■ REQUEST ■
What number of lines hold the word "this"? State that number and nothing besides.

■ DATA EXTRACT ■

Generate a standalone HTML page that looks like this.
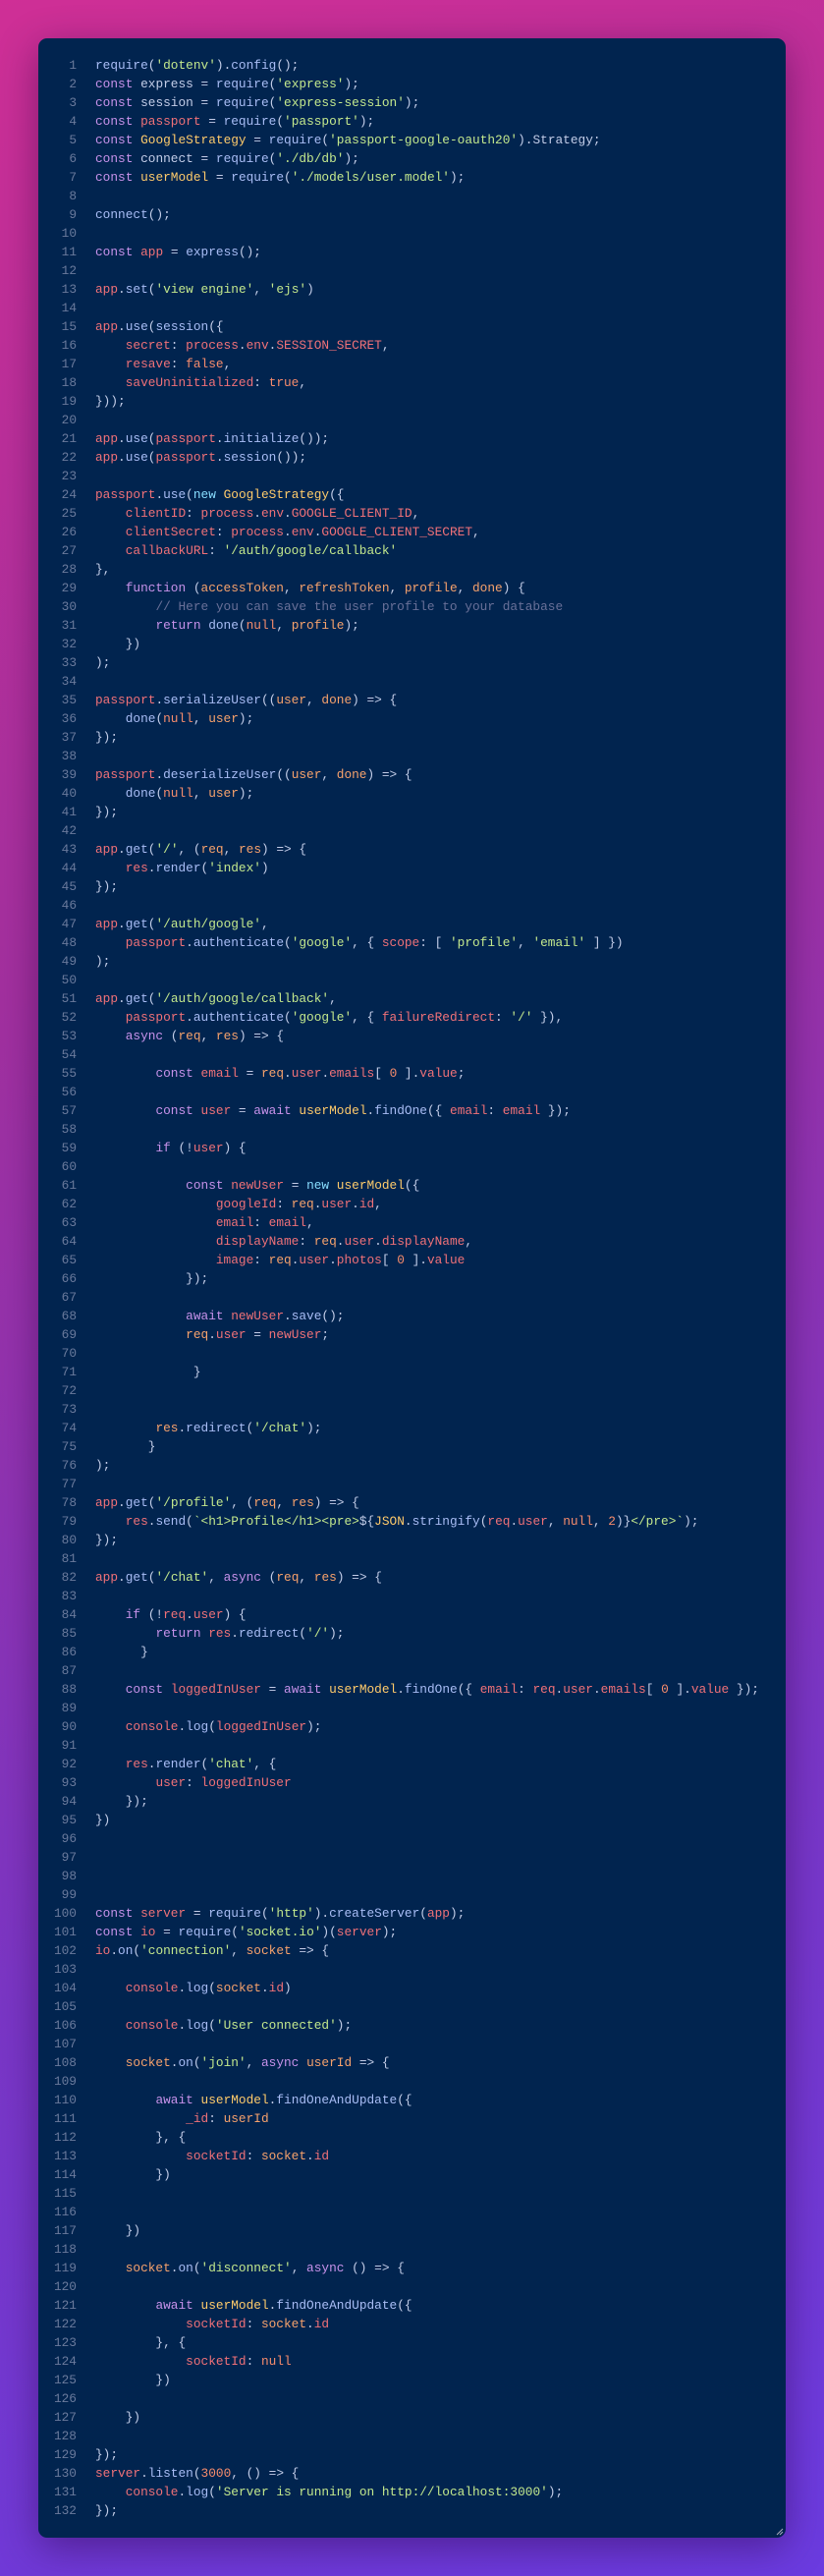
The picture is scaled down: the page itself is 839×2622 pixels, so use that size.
<!DOCTYPE html><html><head><meta charset="utf-8"><style>
html,body{margin:0;padding:0}
body{width:839px;height:2622px;background:linear-gradient(160deg,#cf2f96 0%,#a2309f 35%,#7a36c6 70%,#6b3be0 100%);position:relative;overflow:hidden}
.card{position:absolute;left:39px;top:39px;width:761px;height:2544px;background:#01244f;border-radius:9px;box-shadow:0 10px 40px rgba(40,0,60,.45)}
.code{position:absolute;left:0;top:57px;font-family:"Liberation Mono",monospace;font-size:12.8px;line-height:19px;color:#c3cde8;white-space:pre}
.ln{display:inline-block;width:78px;text-align:right;color:#6a7a9c;margin-right:19px}
.k{color:#c792ea}.n{color:#89ddff}.v{color:#f07178}.p{color:#f7a26c}.c{color:#ffcb6b}.f{color:#a9bdf5}.s{color:#c3e88d}.m{color:#697098}.o{color:#f78c6c}
</style></head><body><div class="card"></div><div class="code" id="c"><div><span class="ln">1</span><span class="f">require</span>(<span class="s">'dotenv'</span>).<span class="f">config</span>();</div><div><span class="ln">2</span><span class="k">const</span> express = <span class="f">require</span>(<span class="s">'express'</span>);</div><div><span class="ln">3</span><span class="k">const</span> session = <span class="f">require</span>(<span class="s">'express-session'</span>);</div><div><span class="ln">4</span><span class="k">const</span> <span class="v">passport</span> = <span class="f">require</span>(<span class="s">'passport'</span>);</div><div><span class="ln">5</span><span class="k">const</span> <span class="c">GoogleStrategy</span> = <span class="f">require</span>(<span class="s">'passport-google-oauth20'</span>).Strategy;</div><div><span class="ln">6</span><span class="k">const</span> connect = <span class="f">require</span>(<span class="s">'./db/db'</span>);</div><div><span class="ln">7</span><span class="k">const</span> <span class="c">userModel</span> = <span class="f">require</span>(<span class="s">'./models/user.model'</span>);</div><div><span class="ln">8</span></div><div><span class="ln">9</span><span class="f">connect</span>();</div><div><span class="ln">10</span></div><div><span class="ln">11</span><span class="k">const</span> <span class="v">app</span> = <span class="f">express</span>();</div><div><span class="ln">12</span></div><div><span class="ln">13</span><span class="v">app</span>.<span class="f">set</span>(<span class="s">'view engine'</span>, <span class="s">'ejs'</span>)</div><div><span class="ln">14</span></div><div><span class="ln">15</span><span class="v">app</span>.<span class="f">use</span>(<span class="f">session</span>({</div><div><span class="ln">16</span>    <span class="v">secret</span>: <span class="v">process</span>.<span class="v">env</span>.<span class="v">SESSION_SECRET</span>,</div><div><span class="ln">17</span>    <span class="v">resave</span>: <span class="o">false</span>,</div><div><span class="ln">18</span>    <span class="v">saveUninitialized</span>: <span class="o">true</span>,</div><div><span class="ln">19</span>}));</div><div><span class="ln">20</span></div><div><span class="ln">21</span><span class="v">app</span>.<span class="f">use</span>(<span class="v">passport</span>.<span class="f">initialize</span>());</div><div><span class="ln">22</span><span class="v">app</span>.<span class="f">use</span>(<span class="v">passport</span>.<span class="f">session</span>());</div><div><span class="ln">23</span></div><div><span class="ln">24</span><span class="v">passport</span>.<span class="f">use</span>(<span class="n">new</span> <span class="c">GoogleStrategy</span>({</div><div><span class="ln">25</span>    <span class="v">clientID</span>: <span class="v">process</span>.<span class="v">env</span>.<span class="v">GOOGLE_CLIENT_ID</span>,</div><div><span class="ln">26</span>    <span class="v">clientSecret</span>: <span class="v">process</span>.<span class="v">env</span>.<span class="v">GOOGLE_CLIENT_SECRET</span>,</div><div><span class="ln">27</span>    <span class="v">callbackURL</span>: <span class="s">'/auth/google/callback'</span></div><div><span class="ln">28</span>},</div><div><span class="ln">29</span>    <span class="k">function</span> (<span class="p">accessToken</span>, <span class="p">refreshToken</span>, <span class="p">profile</span>, <span class="p">done</span>) {</div><div><span class="ln">30</span>        <span class="m">// Here you can save the user profile to your database</span></div><div><span class="ln">31</span>        <span class="k">return</span> <span class="f">done</span>(<span class="o">null</span>, <span class="p">profile</span>);</div><div><span class="ln">32</span>    })</div><div><span class="ln">33</span>);</div><div><span class="ln">34</span></div><div><span class="ln">35</span><span class="v">passport</span>.<span class="f">serializeUser</span>((<span class="p">user</span>, <span class="p">done</span>) =&gt; {</div><div><span class="ln">36</span>    <span class="f">done</span>(<span class="o">null</span>, <span class="p">user</span>);</div><div><span class="ln">37</span>});</div><div><span class="ln">38</span></div><div><span class="ln">39</span><span class="v">passport</span>.<span class="f">deserializeUser</span>((<span class="p">user</span>, <span class="p">done</span>) =&gt; {</div><div><span class="ln">40</span>    <span class="f">done</span>(<span class="o">null</span>, <span class="p">user</span>);</div><div><span class="ln">41</span>});</div><div><span class="ln">42</span></div><div><span class="ln">43</span><span class="v">app</span>.<span class="f">get</span>(<span class="s">'/'</span>, (<span class="p">req</span>, <span class="p">res</span>) =&gt; {</div><div><span class="ln">44</span>    <span class="v">res</span>.<span class="f">render</span>(<span class="s">'index'</span>)</div><div><span class="ln">45</span>});</div><div><span class="ln">46</span></div><div><span class="ln">47</span><span class="v">app</span>.<span class="f">get</span>(<span class="s">'/auth/google'</span>,</div><div><span class="ln">48</span>    <span class="v">passport</span>.<span class="f">authenticate</span>(<span class="s">'google'</span>, { <span class="v">scope</span>: [ <span class="s">'profile'</span>, <span class="s">'email'</span> ] })</div><div><span class="ln">49</span>);</div><div><span class="ln">50</span></div><div><span class="ln">51</span><span class="v">app</span>.<span class="f">get</span>(<span class="s">'/auth/google/callback'</span>,</div><div><span class="ln">52</span>    <span class="v">passport</span>.<span class="f">authenticate</span>(<span class="s">'google'</span>, { <span class="v">failureRedirect</span>: <span class="s">'/'</span> }),</div><div><span class="ln">53</span>    <span class="k">async</span> (<span class="p">req</span>, <span class="p">res</span>) =&gt; {</div><div><span class="ln">54</span></div><div><span class="ln">55</span>        <span class="k">const</span> <span class="v">email</span> = <span class="p">req</span>.<span class="v">user</span>.<span class="v">emails</span>[ <span class="o">0</span> ].<span class="v">value</span>;</div><div><span class="ln">56</span></div><div><span class="ln">57</span>        <span class="k">const</span> <span class="v">user</span> = <span class="k">await</span> <span class="c">userModel</span>.<span class="f">findOne</span>({ <span class="v">email</span>: <span class="v">email</span> });</div><div><span class="ln">58</span></div><div><span class="ln">59</span>        <span class="k">if</span> (!<span class="v">user</span>) {</div><div><span class="ln">60</span></div><div><span class="ln">61</span>            <span class="k">const</span> <span class="v">newUser</span> = <span class="n">new</span> <span class="c">userModel</span>({</div><div><span class="ln">62</span>                <span class="v">googleId</span>: <span class="p">req</span>.<span class="v">user</span>.<span class="v">id</span>,</div><div><span class="ln">63</span>                <span class="v">email</span>: <span class="v">email</span>,</div><div><span class="ln">64</span>                <span class="v">displayName</span>: <span class="p">req</span>.<span class="v">user</span>.<span class="v">displayName</span>,</div><div><span class="ln">65</span>                <span class="v">image</span>: <span class="p">req</span>.<span class="v">user</span>.<span class="v">photos</span>[ <span class="o">0</span> ].<span class="v">value</span></div><div><span class="ln">66</span>            });</div><div><span class="ln">67</span></div><div><span class="ln">68</span>            <span class="k">await</span> <span class="v">newUser</span>.<span class="f">save</span>();</div><div><span class="ln">69</span>            <span class="p">req</span>.<span class="v">user</span> = <span class="v">newUser</span>;</div><div><span class="ln">70</span></div><div><span class="ln">71</span>             }</div><div><span class="ln">72</span></div><div><span class="ln">73</span></div><div><span class="ln">74</span>        <span class="p">res</span>.<span class="f">redirect</span>(<span class="s">'/chat'</span>);</div><div><span class="ln">75</span>       }</div><div><span class="ln">76</span>);</div><div><span class="ln">77</span></div><div><span class="ln">78</span><span class="v">app</span>.<span class="f">get</span>(<span class="s">'/profile'</span>, (<span class="p">req</span>, <span class="p">res</span>) =&gt; {</div><div><span class="ln">79</span>    <span class="v">res</span>.<span class="f">send</span>(<span class="s">`&lt;h1&gt;Profile&lt;/h1&gt;&lt;pre&gt;</span>${<span class="c">JSON</span>.<span class="f">stringify</span>(<span class="v">req</span>.<span class="v">user</span>, <span class="o">null</span>, <span class="o">2</span>)}<span class="s">&lt;/pre&gt;`</span>);</div><div><span class="ln">80</span>});</div><div><span class="ln">81</span></div><div><span class="ln">82</span><span class="v">app</span>.<span class="f">get</span>(<span class="s">'/chat'</span>, <span class="k">async</span> (<span class="p">req</span>, <span class="p">res</span>) =&gt; {</div><div><span class="ln">83</span></div><div><span class="ln">84</span>    <span class="k">if</span> (!<span class="v">req</span>.<span class="v">user</span>) {</div><div><span class="ln">85</span>        <span class="k">return</span> <span class="v">res</span>.<span class="f">redirect</span>(<span class="s">'/'</span>);</div><div><span class="ln">86</span>      }</div><div><span class="ln">87</span></div><div><span class="ln">88</span>    <span class="k">const</span> <span class="v">loggedInUser</span> = <span class="k">await</span> <span class="c">userModel</span>.<span class="f">findOne</span>({ <span class="v">email</span>: <span class="v">req</span>.<span class="v">user</span>.<span class="v">emails</span>[ <span class="o">0</span> ].<span class="v">value</span> });</div><div><span class="ln">89</span></div><div><span class="ln">90</span>    <span class="v">console</span>.<span class="f">log</span>(<span class="v">loggedInUser</span>);</div><div><span class="ln">91</span></div><div><span class="ln">92</span>    <span class="v">res</span>.<span class="f">render</span>(<span class="s">'chat'</span>, {</div><div><span class="ln">93</span>        <span class="v">user</span>: <span class="v">loggedInUser</span></div><div><span class="ln">94</span>    });</div><div><span class="ln">95</span>})</div><div><span class="ln">96</span></div><div><span class="ln">97</span></div><div><span class="ln">98</span></div><div><span class="ln">99</span></div><div><span class="ln">100</span><span class="k">const</span> <span class="v">server</span> = <span class="f">require</span>(<span class="s">'http'</span>).<span class="f">createServer</span>(<span class="v">app</span>);</div><div><span class="ln">101</span><span class="k">const</span> <span class="v">io</span> = <span class="f">require</span>(<span class="s">'socket.io'</span>)(<span class="v">server</span>);</div><div><span class="ln">102</span><span class="v">io</span>.<span class="f">on</span>(<span class="s">'connection'</span>, <span class="p">socket</span> =&gt; {</div><div><span class="ln">103</span></div><div><span class="ln">104</span>    <span class="v">console</span>.<span class="f">log</span>(<span class="p">socket</span>.<span class="v">id</span>)</div><div><span class="ln">105</span></div><div><span class="ln">106</span>    <span class="v">console</span>.<span class="f">log</span>(<span class="s">'User connected'</span>);</div><div><span class="ln">107</span></div><div><span class="ln">108</span>    <span class="p">socket</span>.<span class="f">on</span>(<span class="s">'join'</span>, <span class="k">async</span> <span class="p">userId</span> =&gt; {</div><div><span class="ln">109</span></div><div><span class="ln">110</span>        <span class="k">await</span> <span class="c">userModel</span>.<span class="f">findOneAndUpdate</span>({</div><div><span class="ln">111</span>            <span class="v">_id</span>: <span class="p">userId</span></div><div><span class="ln">112</span>        }, {</div><div><span class="ln">113</span>            <span class="v">socketId</span>: <span class="p">socket</span>.<span class="v">id</span></div><div><span class="ln">114</span>        })</div><div><span class="ln">115</span></div><div><span class="ln">116</span></div><div><span class="ln">117</span>    })</div><div><span class="ln">118</span></div><div><span class="ln">119</span>    <span class="p">socket</span>.<span class="f">on</span>(<span class="s">'disconnect'</span>, <span class="k">async</span> () =&gt; {</div><div><span class="ln">120</span></div><div><span class="ln">121</span>        <span class="k">await</span> <span class="c">userModel</span>.<span class="f">findOneAndUpdate</span>({</div><div><span class="ln">122</span>            <span class="v">socketId</span>: <span class="p">socket</span>.<span class="v">id</span></div><div><span class="ln">123</span>        }, {</div><div><span class="ln">124</span>            <span class="v">socketId</span>: <span class="o">null</span></div><div><span class="ln">125</span>        })</div><div><span class="ln">126</span></div><div><span class="ln">127</span>    })</div><div><span class="ln">128</span></div><div><span class="ln">129</span>});</div><div><span class="ln">130</span><span class="v">server</span>.<span class="f">listen</span>(<span class="o">3000</span>, () =&gt; {</div><div><span class="ln">131</span>    <span class="v">console</span>.<span class="f">log</span>(<span class="s">'Server is running on http://localhost:3000'</span>);</div><div><span class="ln">132</span>});</div></div>
<svg style="position:absolute;left:790px;top:2573px" width="8" height="8"><path d="M1 7L7 1M4 7L7 4" stroke="#aab" stroke-width="1"/></svg>
</body></html>
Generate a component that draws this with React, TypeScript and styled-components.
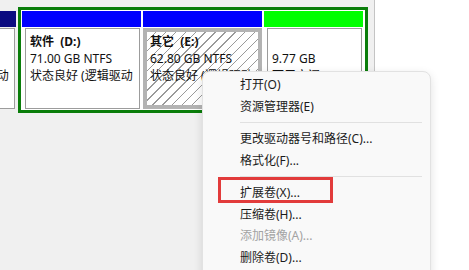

■ EXERCISE SOLUTION ■
2